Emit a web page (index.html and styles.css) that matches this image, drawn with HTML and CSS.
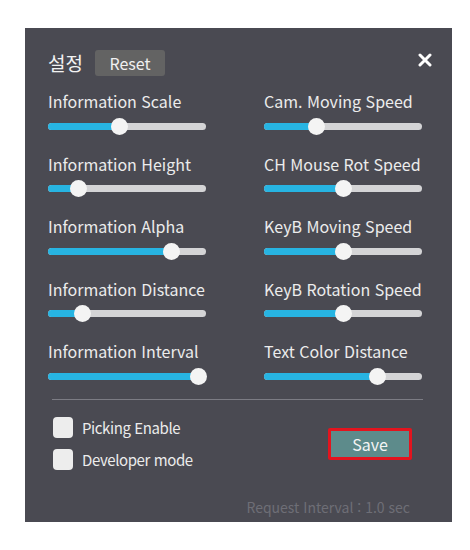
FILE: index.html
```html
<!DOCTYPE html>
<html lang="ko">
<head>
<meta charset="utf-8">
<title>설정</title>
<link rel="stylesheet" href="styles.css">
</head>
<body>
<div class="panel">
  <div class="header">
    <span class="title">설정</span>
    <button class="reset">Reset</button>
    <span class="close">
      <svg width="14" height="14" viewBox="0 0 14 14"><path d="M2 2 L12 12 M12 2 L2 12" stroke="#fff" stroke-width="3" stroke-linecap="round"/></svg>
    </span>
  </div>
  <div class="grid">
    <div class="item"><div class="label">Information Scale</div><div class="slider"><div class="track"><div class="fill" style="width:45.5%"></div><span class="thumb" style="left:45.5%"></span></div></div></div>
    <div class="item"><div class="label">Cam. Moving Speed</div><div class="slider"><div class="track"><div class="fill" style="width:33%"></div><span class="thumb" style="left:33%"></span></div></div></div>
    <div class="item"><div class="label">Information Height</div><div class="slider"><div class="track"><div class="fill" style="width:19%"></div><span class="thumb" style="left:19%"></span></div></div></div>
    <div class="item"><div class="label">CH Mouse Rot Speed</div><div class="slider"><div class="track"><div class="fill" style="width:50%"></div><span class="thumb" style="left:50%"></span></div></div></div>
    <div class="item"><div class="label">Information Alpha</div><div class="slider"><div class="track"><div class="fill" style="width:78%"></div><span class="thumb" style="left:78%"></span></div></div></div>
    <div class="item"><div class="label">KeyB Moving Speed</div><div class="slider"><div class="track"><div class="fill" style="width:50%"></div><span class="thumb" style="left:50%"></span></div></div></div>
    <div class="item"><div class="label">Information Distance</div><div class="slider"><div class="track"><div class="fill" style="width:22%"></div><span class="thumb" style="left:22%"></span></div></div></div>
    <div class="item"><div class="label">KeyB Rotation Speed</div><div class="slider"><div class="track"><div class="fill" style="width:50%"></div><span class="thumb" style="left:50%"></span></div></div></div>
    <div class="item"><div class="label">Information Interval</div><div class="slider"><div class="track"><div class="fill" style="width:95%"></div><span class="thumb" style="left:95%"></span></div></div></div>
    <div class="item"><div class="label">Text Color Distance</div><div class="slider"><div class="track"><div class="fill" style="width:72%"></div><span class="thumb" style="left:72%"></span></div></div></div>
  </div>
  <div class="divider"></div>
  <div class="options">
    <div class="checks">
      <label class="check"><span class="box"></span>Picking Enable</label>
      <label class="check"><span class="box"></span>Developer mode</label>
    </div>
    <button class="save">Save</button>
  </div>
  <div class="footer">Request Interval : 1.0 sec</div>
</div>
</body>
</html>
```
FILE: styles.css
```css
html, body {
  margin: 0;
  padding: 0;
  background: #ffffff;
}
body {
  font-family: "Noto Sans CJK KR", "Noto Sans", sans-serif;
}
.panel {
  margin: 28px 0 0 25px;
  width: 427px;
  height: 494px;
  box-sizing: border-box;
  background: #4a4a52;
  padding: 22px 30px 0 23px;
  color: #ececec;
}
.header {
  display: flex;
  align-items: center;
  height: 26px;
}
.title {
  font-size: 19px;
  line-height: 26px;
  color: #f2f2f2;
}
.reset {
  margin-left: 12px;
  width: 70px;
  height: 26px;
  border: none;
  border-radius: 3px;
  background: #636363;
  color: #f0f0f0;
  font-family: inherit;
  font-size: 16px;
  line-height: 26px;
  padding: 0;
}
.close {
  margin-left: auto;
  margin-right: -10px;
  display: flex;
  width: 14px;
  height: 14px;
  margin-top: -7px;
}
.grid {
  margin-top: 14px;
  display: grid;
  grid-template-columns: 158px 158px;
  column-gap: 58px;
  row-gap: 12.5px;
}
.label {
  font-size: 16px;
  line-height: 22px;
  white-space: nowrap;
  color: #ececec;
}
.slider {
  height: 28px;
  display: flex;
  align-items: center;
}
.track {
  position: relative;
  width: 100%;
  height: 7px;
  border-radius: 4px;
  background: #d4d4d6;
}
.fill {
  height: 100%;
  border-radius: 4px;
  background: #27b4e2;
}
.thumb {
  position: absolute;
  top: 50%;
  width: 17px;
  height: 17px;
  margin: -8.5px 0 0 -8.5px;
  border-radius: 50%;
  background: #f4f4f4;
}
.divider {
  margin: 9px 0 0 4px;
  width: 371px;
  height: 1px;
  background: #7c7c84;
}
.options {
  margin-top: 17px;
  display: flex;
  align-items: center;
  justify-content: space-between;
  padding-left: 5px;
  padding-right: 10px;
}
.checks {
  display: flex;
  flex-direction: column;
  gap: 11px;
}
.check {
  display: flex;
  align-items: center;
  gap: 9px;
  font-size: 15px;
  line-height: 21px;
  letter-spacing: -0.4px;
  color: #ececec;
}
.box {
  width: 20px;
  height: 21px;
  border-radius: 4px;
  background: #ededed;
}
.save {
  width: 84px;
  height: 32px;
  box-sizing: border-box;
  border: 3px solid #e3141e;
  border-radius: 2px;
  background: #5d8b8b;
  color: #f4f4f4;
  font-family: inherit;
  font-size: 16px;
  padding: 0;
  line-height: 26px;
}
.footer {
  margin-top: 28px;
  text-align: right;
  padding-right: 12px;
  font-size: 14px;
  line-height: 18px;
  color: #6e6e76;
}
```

* [What needs to be done] Repeat the listing above exactly, with no pictures.

* [Solution]
Emit a web page (index.html and styles.css) that matches this image, drawn with HTML and CSS.
FILE: index.html
```html
<!DOCTYPE html>
<html lang="ko">
<head>
<meta charset="utf-8">
<title>설정</title>
<link rel="stylesheet" href="styles.css">
</head>
<body>
<div class="panel">
  <div class="header">
    <span class="title">설정</span>
    <button class="reset">Reset</button>
    <span class="close">
      <svg width="14" height="14" viewBox="0 0 14 14"><path d="M2 2 L12 12 M12 2 L2 12" stroke="#fff" stroke-width="3" stroke-linecap="round"/></svg>
    </span>
  </div>
  <div class="grid">
    <div class="item"><div class="label">Information Scale</div><div class="slider"><div class="track"><div class="fill" style="width:45.5%"></div><span class="thumb" style="left:45.5%"></span></div></div></div>
    <div class="item"><div class="label">Cam. Moving Speed</div><div class="slider"><div class="track"><div class="fill" style="width:33%"></div><span class="thumb" style="left:33%"></span></div></div></div>
    <div class="item"><div class="label">Information Height</div><div class="slider"><div class="track"><div class="fill" style="width:19%"></div><span class="thumb" style="left:19%"></span></div></div></div>
    <div class="item"><div class="label">CH Mouse Rot Speed</div><div class="slider"><div class="track"><div class="fill" style="width:50%"></div><span class="thumb" style="left:50%"></span></div></div></div>
    <div class="item"><div class="label">Information Alpha</div><div class="slider"><div class="track"><div class="fill" style="width:78%"></div><span class="thumb" style="left:78%"></span></div></div></div>
    <div class="item"><div class="label">KeyB Moving Speed</div><div class="slider"><div class="track"><div class="fill" style="width:50%"></div><span class="thumb" style="left:50%"></span></div></div></div>
    <div class="item"><div class="label">Information Distance</div><div class="slider"><div class="track"><div class="fill" style="width:22%"></div><span class="thumb" style="left:22%"></span></div></div></div>
    <div class="item"><div class="label">KeyB Rotation Speed</div><div class="slider"><div class="track"><div class="fill" style="width:50%"></div><span class="thumb" style="left:50%"></span></div></div></div>
    <div class="item"><div class="label">Information Interval</div><div class="slider"><div class="track"><div class="fill" style="width:95%"></div><span class="thumb" style="left:95%"></span></div></div></div>
    <div class="item"><div class="label">Text Color Distance</div><div class="slider"><div class="track"><div class="fill" style="width:72%"></div><span class="thumb" style="left:72%"></span></div></div></div>
  </div>
  <div class="divider"></div>
  <div class="options">
    <div class="checks">
      <label class="check"><span class="box"></span>Picking Enable</label>
      <label class="check"><span class="box"></span>Developer mode</label>
    </div>
    <button class="save">Save</button>
  </div>
  <div class="footer">Request Interval : 1.0 sec</div>
</div>
</body>
</html>
```
FILE: styles.css
```css
html, body {
  margin: 0;
  padding: 0;
  background: #ffffff;
}
body {
  font-family: "Noto Sans CJK KR", "Noto Sans", sans-serif;
}
.panel {
  margin: 28px 0 0 25px;
  width: 427px;
  height: 494px;
  box-sizing: border-box;
  background: #4a4a52;
  padding: 22px 30px 0 23px;
  color: #ececec;
}
.header {
  display: flex;
  align-items: center;
  height: 26px;
}
.title {
  font-size: 19px;
  line-height: 26px;
  color: #f2f2f2;
}
.reset {
  margin-left: 12px;
  width: 70px;
  height: 26px;
  border: none;
  border-radius: 3px;
  background: #636363;
  color: #f0f0f0;
  font-family: inherit;
  font-size: 16px;
  line-height: 26px;
  padding: 0;
}
.close {
  margin-left: auto;
  margin-right: -10px;
  display: flex;
  width: 14px;
  height: 14px;
  margin-top: -7px;
}
.grid {
  margin-top: 14px;
  display: grid;
  grid-template-columns: 158px 158px;
  column-gap: 58px;
  row-gap: 12.5px;
}
.label {
  font-size: 16px;
  line-height: 22px;
  white-space: nowrap;
  color: #ececec;
}
.slider {
  height: 28px;
  display: flex;
  align-items: center;
}
.track {
  position: relative;
  width: 100%;
  height: 7px;
  border-radius: 4px;
  background: #d4d4d6;
}
.fill {
  height: 100%;
  border-radius: 4px;
  background: #27b4e2;
}
.thumb {
  position: absolute;
  top: 50%;
  width: 17px;
  height: 17px;
  margin: -8.5px 0 0 -8.5px;
  border-radius: 50%;
  background: #f4f4f4;
}
.divider {
  margin: 9px 0 0 4px;
  width: 371px;
  height: 1px;
  background: #7c7c84;
}
.options {
  margin-top: 17px;
  display: flex;
  align-items: center;
  justify-content: space-between;
  padding-left: 5px;
  padding-right: 10px;
}
.checks {
  display: flex;
  flex-direction: column;
  gap: 11px;
}
.check {
  display: flex;
  align-items: center;
  gap: 9px;
  font-size: 15px;
  line-height: 21px;
  letter-spacing: -0.4px;
  color: #ececec;
}
.box {
  width: 20px;
  height: 21px;
  border-radius: 4px;
  background: #ededed;
}
.save {
  width: 84px;
  height: 32px;
  box-sizing: border-box;
  border: 3px solid #e3141e;
  border-radius: 2px;
  background: #5d8b8b;
  color: #f4f4f4;
  font-family: inherit;
  font-size: 16px;
  padding: 0;
  line-height: 26px;
}
.footer {
  margin-top: 28px;
  text-align: right;
  padding-right: 12px;
  font-size: 14px;
  line-height: 18px;
  color: #6e6e76;
}
```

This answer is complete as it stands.